■ Supplied material:
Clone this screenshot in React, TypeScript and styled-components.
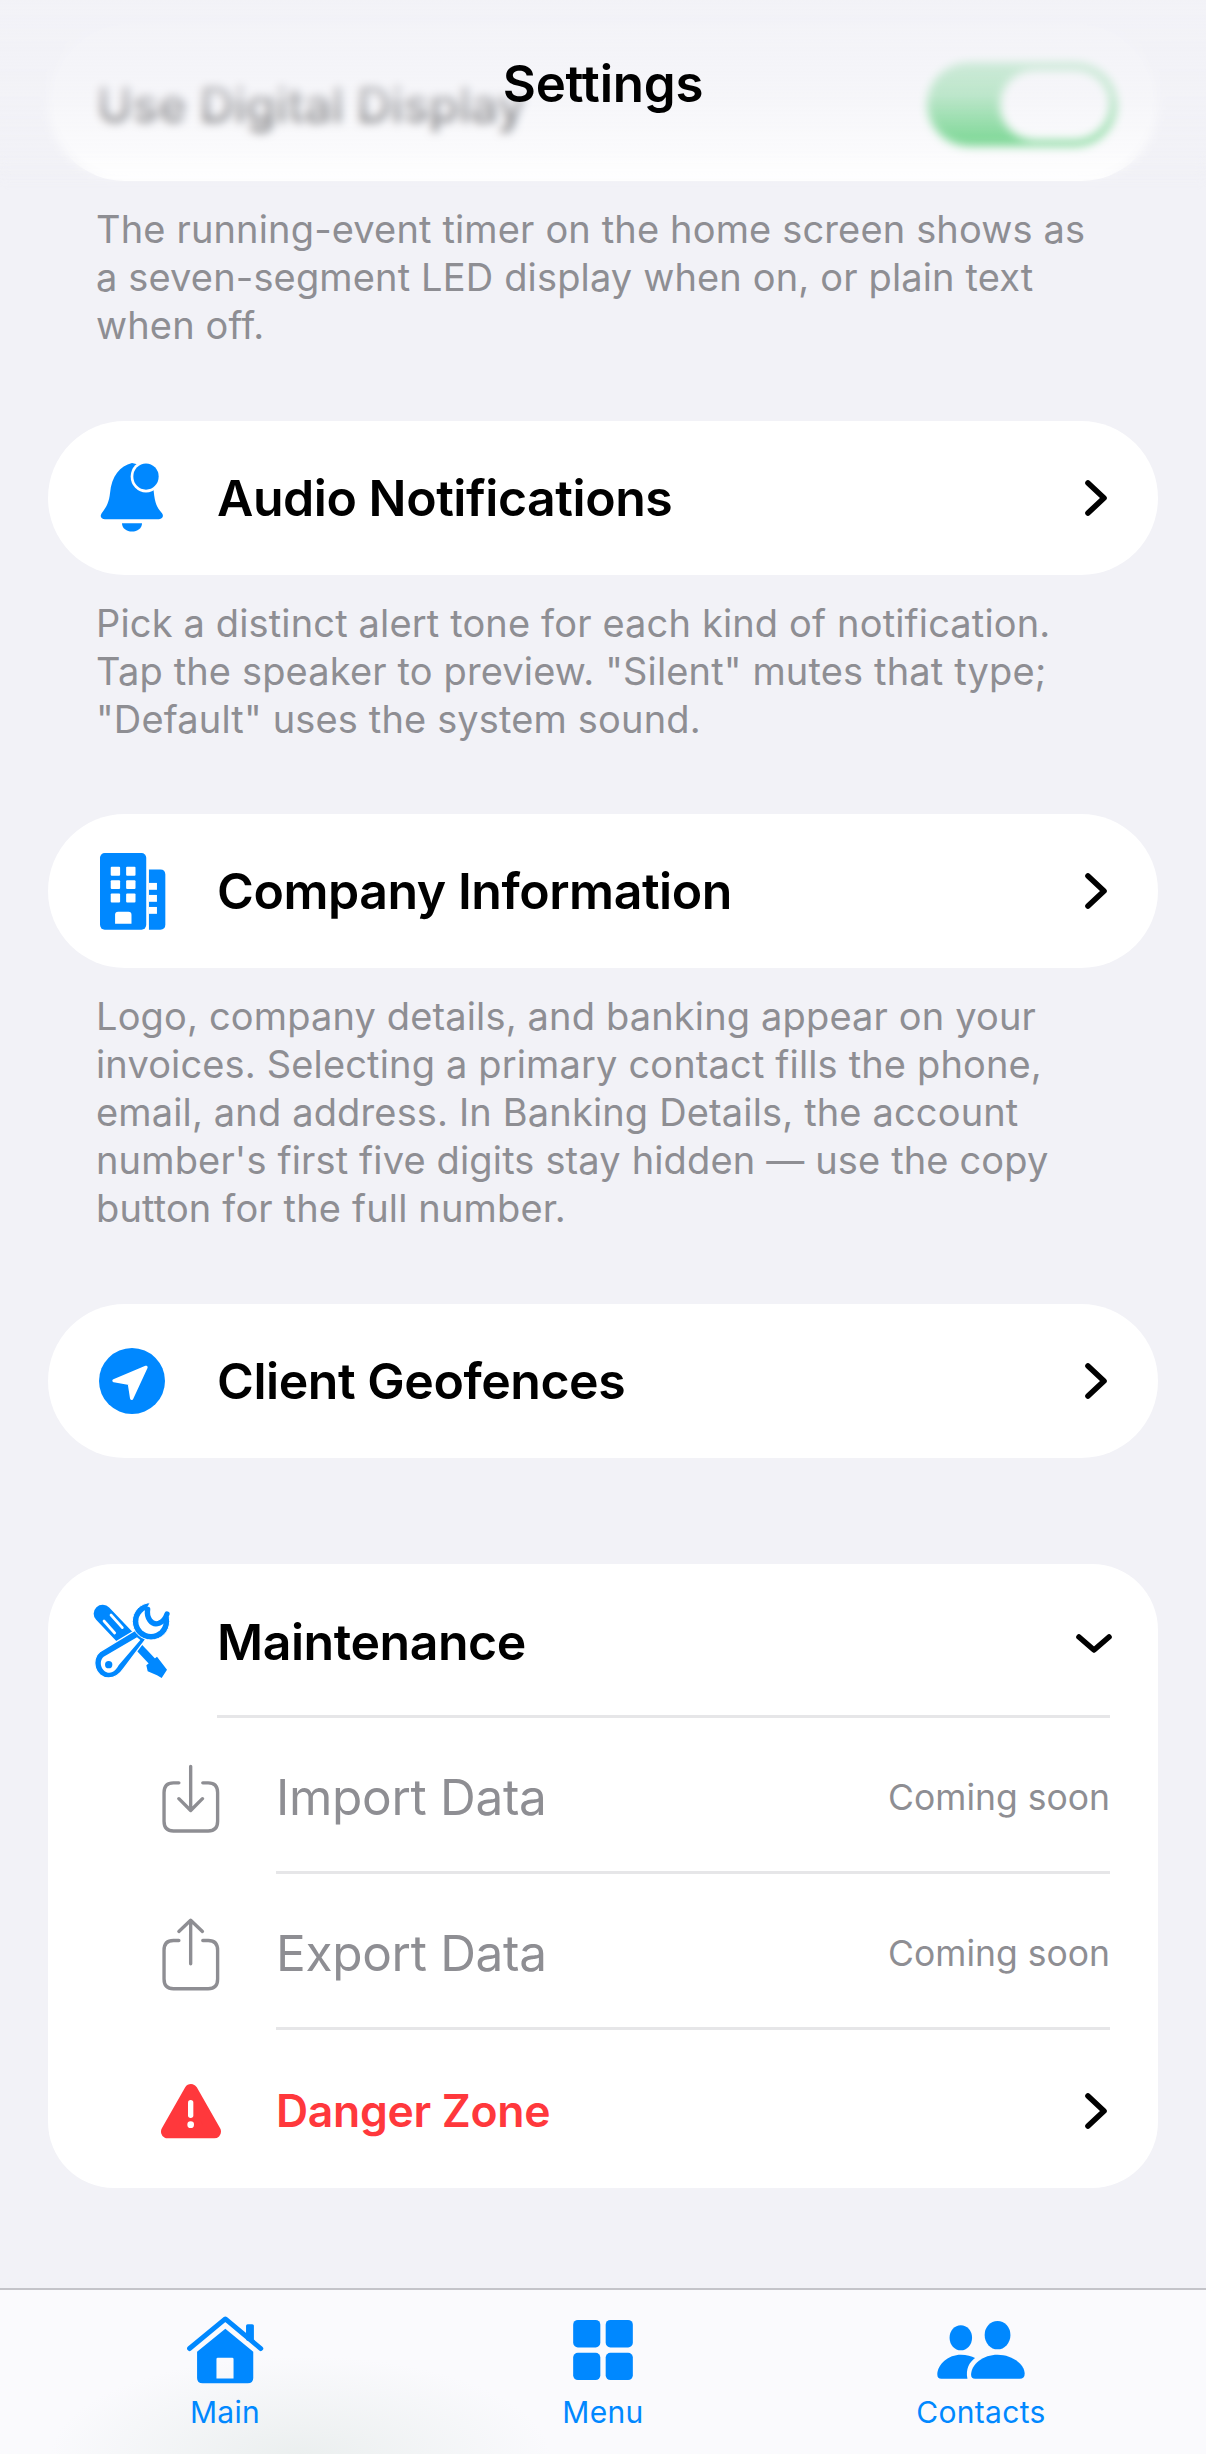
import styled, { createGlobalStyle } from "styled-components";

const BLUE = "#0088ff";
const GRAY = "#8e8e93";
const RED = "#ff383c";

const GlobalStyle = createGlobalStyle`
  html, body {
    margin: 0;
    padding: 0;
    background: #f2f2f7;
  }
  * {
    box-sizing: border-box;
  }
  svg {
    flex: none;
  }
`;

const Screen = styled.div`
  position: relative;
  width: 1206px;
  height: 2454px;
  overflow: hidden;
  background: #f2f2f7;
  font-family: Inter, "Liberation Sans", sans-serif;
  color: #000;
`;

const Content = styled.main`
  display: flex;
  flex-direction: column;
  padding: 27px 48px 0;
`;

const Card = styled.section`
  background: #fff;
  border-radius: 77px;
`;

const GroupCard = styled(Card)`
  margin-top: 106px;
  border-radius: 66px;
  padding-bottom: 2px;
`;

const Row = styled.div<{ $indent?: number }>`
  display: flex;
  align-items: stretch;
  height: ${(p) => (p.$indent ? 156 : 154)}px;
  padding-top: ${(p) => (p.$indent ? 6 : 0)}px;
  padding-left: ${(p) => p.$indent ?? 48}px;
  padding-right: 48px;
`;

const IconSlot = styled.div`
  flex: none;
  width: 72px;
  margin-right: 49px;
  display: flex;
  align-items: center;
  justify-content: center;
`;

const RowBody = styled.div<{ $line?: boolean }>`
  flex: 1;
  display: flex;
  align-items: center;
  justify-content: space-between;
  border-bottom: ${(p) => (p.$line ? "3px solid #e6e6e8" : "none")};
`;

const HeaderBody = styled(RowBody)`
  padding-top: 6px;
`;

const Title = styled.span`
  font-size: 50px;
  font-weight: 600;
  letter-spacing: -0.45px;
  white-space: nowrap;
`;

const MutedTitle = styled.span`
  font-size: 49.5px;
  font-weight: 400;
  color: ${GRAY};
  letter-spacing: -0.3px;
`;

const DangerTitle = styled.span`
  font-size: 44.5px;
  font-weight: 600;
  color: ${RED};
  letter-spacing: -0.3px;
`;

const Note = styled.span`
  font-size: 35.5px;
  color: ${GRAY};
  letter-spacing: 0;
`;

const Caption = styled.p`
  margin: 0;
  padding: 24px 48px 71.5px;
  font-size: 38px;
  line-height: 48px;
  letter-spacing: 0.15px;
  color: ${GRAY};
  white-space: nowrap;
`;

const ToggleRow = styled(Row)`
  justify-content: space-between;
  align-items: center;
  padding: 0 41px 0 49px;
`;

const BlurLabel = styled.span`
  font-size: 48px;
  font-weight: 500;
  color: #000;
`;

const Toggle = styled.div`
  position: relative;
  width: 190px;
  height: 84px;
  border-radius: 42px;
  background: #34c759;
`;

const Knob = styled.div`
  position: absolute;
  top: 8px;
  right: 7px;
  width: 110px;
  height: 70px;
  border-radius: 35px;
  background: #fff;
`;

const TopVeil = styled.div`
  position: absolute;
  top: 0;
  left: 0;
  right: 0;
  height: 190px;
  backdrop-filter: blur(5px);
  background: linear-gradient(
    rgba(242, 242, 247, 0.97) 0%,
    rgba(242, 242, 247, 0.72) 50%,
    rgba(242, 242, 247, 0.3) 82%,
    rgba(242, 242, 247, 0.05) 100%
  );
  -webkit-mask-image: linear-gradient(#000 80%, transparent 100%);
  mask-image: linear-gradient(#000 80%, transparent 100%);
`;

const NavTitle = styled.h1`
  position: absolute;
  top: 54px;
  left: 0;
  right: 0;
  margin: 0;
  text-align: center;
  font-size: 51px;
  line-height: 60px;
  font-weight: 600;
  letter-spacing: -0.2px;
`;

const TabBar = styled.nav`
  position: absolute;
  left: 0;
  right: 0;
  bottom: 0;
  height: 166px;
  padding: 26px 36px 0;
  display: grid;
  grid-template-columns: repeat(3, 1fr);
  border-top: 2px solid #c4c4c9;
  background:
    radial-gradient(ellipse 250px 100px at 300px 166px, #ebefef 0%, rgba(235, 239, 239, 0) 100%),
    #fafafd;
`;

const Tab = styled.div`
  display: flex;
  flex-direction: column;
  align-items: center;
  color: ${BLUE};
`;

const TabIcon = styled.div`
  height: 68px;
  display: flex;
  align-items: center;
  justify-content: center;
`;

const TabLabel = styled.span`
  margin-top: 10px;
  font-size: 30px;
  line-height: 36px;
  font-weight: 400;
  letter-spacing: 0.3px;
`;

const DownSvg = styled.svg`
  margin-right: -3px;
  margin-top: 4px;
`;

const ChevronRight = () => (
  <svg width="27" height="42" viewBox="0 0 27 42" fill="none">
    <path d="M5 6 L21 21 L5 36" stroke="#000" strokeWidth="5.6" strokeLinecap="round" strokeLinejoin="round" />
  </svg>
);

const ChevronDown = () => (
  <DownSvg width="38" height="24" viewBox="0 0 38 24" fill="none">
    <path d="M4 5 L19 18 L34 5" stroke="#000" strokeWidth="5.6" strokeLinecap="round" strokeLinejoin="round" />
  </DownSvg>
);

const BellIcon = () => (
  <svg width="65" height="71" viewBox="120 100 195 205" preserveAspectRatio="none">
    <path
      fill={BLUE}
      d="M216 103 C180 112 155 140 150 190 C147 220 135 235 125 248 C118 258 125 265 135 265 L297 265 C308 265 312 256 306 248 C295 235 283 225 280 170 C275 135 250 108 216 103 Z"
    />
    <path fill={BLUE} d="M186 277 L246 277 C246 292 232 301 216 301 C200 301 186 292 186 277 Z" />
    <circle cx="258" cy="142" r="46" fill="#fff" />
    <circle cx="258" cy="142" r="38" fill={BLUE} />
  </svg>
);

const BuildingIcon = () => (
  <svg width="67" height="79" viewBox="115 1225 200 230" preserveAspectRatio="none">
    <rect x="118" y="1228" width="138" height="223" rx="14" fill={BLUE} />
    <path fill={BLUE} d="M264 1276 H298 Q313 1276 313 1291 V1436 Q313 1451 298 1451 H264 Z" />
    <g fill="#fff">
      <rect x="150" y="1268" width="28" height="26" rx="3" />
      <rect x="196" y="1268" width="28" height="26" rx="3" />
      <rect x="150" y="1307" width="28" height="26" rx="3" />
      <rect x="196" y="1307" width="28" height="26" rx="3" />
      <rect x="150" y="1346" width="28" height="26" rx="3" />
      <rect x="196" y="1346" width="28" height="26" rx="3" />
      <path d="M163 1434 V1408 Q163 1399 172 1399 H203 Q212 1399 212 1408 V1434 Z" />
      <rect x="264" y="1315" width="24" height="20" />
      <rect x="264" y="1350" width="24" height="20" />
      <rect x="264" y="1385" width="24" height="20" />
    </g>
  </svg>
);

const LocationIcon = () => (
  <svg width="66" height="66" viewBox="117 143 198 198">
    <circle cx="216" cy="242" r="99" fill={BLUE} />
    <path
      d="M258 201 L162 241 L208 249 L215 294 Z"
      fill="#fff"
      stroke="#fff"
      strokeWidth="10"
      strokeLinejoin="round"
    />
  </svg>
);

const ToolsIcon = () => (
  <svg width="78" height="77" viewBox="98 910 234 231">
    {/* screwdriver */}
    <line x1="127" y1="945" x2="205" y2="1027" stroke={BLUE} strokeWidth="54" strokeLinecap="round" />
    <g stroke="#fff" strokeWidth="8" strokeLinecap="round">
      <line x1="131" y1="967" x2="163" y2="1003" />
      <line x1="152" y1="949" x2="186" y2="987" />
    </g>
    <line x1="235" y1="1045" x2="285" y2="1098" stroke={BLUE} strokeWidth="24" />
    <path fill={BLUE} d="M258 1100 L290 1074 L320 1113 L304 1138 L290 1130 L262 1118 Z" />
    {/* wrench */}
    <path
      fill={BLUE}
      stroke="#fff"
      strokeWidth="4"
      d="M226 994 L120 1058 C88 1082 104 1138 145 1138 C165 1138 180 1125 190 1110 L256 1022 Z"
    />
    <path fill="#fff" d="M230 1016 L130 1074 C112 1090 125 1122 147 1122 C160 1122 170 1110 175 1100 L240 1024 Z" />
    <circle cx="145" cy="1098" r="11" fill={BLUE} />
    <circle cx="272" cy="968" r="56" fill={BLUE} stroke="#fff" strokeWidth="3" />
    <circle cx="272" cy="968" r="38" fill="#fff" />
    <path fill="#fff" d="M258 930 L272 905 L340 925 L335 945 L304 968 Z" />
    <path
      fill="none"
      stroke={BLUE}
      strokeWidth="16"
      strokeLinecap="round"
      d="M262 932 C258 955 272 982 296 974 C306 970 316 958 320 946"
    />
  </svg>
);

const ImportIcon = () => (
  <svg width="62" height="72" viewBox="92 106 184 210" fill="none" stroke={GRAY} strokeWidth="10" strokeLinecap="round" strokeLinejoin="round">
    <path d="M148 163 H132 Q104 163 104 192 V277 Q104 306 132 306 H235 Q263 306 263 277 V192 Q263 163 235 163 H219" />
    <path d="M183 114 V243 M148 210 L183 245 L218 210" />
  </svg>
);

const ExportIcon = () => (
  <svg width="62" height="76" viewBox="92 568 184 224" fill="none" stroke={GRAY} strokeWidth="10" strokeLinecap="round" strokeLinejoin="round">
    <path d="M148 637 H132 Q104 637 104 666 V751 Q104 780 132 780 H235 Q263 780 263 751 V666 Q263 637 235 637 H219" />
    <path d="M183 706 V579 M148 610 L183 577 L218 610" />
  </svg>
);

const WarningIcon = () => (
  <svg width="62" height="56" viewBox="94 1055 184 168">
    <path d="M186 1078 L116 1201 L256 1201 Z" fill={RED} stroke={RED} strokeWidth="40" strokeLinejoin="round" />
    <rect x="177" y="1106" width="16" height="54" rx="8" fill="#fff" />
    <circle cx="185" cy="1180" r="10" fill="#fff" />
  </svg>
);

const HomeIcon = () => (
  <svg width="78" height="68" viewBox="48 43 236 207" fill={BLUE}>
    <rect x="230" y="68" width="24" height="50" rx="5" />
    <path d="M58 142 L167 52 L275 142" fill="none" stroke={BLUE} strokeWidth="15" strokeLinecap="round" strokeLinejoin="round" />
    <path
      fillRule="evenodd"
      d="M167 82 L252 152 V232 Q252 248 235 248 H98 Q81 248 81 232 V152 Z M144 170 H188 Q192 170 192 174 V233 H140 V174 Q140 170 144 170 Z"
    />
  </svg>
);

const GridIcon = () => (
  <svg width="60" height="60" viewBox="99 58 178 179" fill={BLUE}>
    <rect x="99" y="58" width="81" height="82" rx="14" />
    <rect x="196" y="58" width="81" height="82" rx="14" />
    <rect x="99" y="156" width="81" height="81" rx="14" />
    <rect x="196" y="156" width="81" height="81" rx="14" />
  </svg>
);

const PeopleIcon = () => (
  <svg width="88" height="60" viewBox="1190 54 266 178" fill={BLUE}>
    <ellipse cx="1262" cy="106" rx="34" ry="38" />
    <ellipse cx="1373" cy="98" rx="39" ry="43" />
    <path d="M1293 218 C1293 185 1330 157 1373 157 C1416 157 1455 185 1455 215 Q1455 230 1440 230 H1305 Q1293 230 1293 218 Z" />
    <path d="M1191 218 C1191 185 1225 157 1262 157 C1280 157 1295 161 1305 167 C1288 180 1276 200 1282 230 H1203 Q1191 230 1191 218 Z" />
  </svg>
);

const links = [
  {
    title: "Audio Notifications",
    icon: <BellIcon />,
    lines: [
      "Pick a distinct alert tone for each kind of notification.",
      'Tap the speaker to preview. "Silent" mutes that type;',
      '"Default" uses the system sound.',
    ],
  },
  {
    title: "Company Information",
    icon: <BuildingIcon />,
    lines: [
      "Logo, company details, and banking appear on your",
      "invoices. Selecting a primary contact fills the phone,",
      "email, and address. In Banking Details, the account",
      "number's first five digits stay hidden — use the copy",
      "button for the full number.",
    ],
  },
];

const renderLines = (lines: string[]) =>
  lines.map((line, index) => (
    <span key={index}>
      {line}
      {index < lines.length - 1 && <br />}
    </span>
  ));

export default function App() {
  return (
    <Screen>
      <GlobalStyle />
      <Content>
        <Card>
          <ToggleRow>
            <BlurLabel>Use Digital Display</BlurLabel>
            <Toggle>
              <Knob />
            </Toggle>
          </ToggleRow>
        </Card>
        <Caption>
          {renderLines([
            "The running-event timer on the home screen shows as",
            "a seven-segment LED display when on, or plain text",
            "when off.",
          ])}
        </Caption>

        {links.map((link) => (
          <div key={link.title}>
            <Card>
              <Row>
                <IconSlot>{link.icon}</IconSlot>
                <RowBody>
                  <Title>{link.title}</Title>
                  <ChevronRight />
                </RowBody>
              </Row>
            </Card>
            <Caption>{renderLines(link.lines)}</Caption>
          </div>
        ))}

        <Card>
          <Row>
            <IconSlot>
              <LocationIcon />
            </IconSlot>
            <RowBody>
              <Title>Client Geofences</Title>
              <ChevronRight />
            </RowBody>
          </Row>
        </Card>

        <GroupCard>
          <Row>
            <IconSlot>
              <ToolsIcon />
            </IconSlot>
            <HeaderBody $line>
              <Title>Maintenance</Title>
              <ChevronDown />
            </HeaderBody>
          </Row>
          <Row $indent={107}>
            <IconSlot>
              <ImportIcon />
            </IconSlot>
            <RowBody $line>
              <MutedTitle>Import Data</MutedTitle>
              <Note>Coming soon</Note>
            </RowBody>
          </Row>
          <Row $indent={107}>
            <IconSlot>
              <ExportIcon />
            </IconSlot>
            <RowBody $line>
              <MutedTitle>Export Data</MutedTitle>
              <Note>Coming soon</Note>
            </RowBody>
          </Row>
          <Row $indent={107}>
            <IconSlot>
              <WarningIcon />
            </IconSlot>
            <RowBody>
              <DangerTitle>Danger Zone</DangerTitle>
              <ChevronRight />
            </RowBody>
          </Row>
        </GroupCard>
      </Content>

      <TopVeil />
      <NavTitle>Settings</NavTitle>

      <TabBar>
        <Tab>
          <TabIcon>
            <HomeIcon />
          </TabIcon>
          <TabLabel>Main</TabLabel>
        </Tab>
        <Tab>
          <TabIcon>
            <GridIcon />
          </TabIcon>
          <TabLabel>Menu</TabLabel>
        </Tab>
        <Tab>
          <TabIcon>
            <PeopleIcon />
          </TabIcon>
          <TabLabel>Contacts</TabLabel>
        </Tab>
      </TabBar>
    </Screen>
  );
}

■ Exercise:
Your answer should be one number: the count of lines in the data above that include the word "components".

■ Solution to the exercise:
2